Mensen met een middeninkomen hebben moeite hun woonwensen te vervullen. Daarom bestaat er behoefte
aan nieuwe samenwerkingsverbanden en organisatie- en financieringsmodellen om huisvesting voor deze
groep te realiseren. Dit heeft ertoe geleid dat op diverse plaatsen coalities van partijen zijn gevormd waarin
gemeenten samenwerken met (mkb-)bedrijven zoals bijvoorbeeld Rizoem.
Binnen dit project heeft het lectoraat Gezonde Stad van de Hanzehogeschool Groningen samen met de
gemeente Groningen en Rizoem onderzocht welke bestaande en nieuwe samenwerkingsverbanden en
organisatie- en financieringsmodellen mensen met een middeninkomen kunnen helpen om hun
woonwensen te realiseren en welke ondersteuning deze mensen hierbij nodig hebben.
Hiertoe zijn bestaande innovatieve samenwerkingsverbanden en organisatie- en financieringsmodellen
geïnventariseerd en is het project Meerhoven in Groningen nader onderzocht. Hier heeft Rizoem in
samenwerking met de gemeente Groningen 18 sociale huurwoningen en 10 betaalbare koopwoningen
gerealiseerd, waarbij alle woningen identiek zijn en huur en koop door elkaar staan. Verder zijn nieuwe
werkwijzen verkend, m.n. de aanpak van de gemeente Amsterdam met betrekking tot ondersteuning bij de
opzet van wooncoöperaties en de betaalbaarheidsagenda van de gemeente Zwolle om meer woningen met
een lage middenhuur in de stad te krijgen en te houden. Ook is nader onderzocht welke knelpunten mensen
met een middeninkomen ervaren die zelf huisvesting willen realiseren en wat voor ondersteuning zij hierbij
nodig hebben.
Het onderzoek vond plaats door middel van deskresearch, interviews en expert meetings met medewerkers
van verschillende gemeenten, bewonersinitiatieven, woningcorporaties, adviesbureaus, architecten en
onderzoekers. De ontwikkelde kennis is verspreid via verschillende bijeenkomsten. Verder worden de
verslagen van de expert meetings, het verslag van het onderzoek in Meerhoven en het projectverslag via
onder meer de website van het lectoraat Gezonde Stad gedeeld.
Mensen met een middeninkomen hebben moeite hun woonwensen te realiseren.

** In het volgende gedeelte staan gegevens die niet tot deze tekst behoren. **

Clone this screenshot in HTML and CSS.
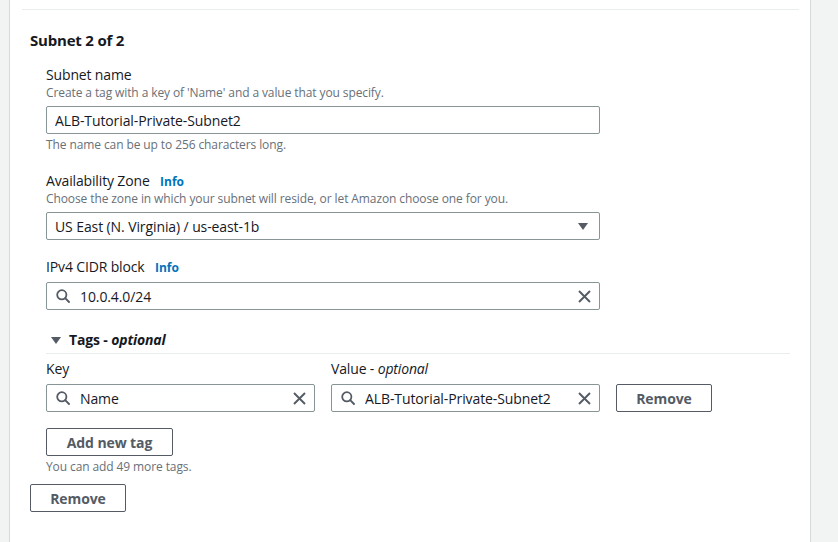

Woningcorporaties mogen geen huizen bouwen voor deze groep en voor projectontwikkelaars is dit onaantrekkelijk, omdat zij op duurdere huizen meer winst kunnen maken. Daarom worden op diverse plaatsen coalities van partijen gevormd die in tegenstelling tot projectontwikkelaars het maatschappelijk belang van het realiseren van huisvesting voor de middeninkomens willen laten prevaleren boven winstmaximalisatie. Binnen deze coalities werken gemeenten samen met bijvoorbeeld (mkb-)bedrijven zoals Rizoem.
Rizoem gaat samenwerkingsverbanden aan om eigen innovatieve huisvestingsplannen uit te voeren en ondersteunt ook samen met de gemeente Groningen groepen burgers bij trajecten met Collectief Particulier Opdrachtgeverschap (CPO). Een CPO-traject is momenteel echter vooral haalbaar voor hoogopgeleide initiatiefnemers met voldoende tijd en geld. Daarom zoeken Rizoem en de gemeente Groningen naar nieuwe coalitiemogelijkheden en organisatie- en financieringsmodellen om de woonwensen van middeninkomens te vervullen, inclusief een stappenplan om deze modellen toe te passen. Hiertoe willen Rizoem en de gemeente ook meer inzicht in de knelpunten die middeninkomens tegenkomen die zelf huisvesting willen realiseren via bijvoorbeeld een CPO-traject en de ondersteuning die zij nodig hebben.
Hoewel ook diverse andere mkb-bedrijven en overige partijen zich richten op innovatieve huisvestingsvormen voor middeninkomens, is hier momenteel geen overzicht van. Daarom worden binnen dit project zowel bestaande innovatieve samenwerkingsverbanden en organisatie- en financieringsmodellen voor huisvesting voor middeninkomens geïnventariseerd als nieuwe ideeën ontwikkeld voor coalities en modellen, inclusief een stappenplan voor het toepassen van deze modellen. Tevens wordt nader onderzocht wat voor knelpunten middeninkomens ervaren die zelf huisvesting willen realiseren, hoe zij die kunnen oplossen en welke ondersteuning zij hierbij nodig hebben. Het project wordt uitgevoerd door middel van desk research, interviews, drie expert sessies en een slotbijeenkomst. De ontwikkelde kennis wordt breed gedeeld via o.a. Platform GRAS, Platform31 en het lectorenplatform Stad en Wijk.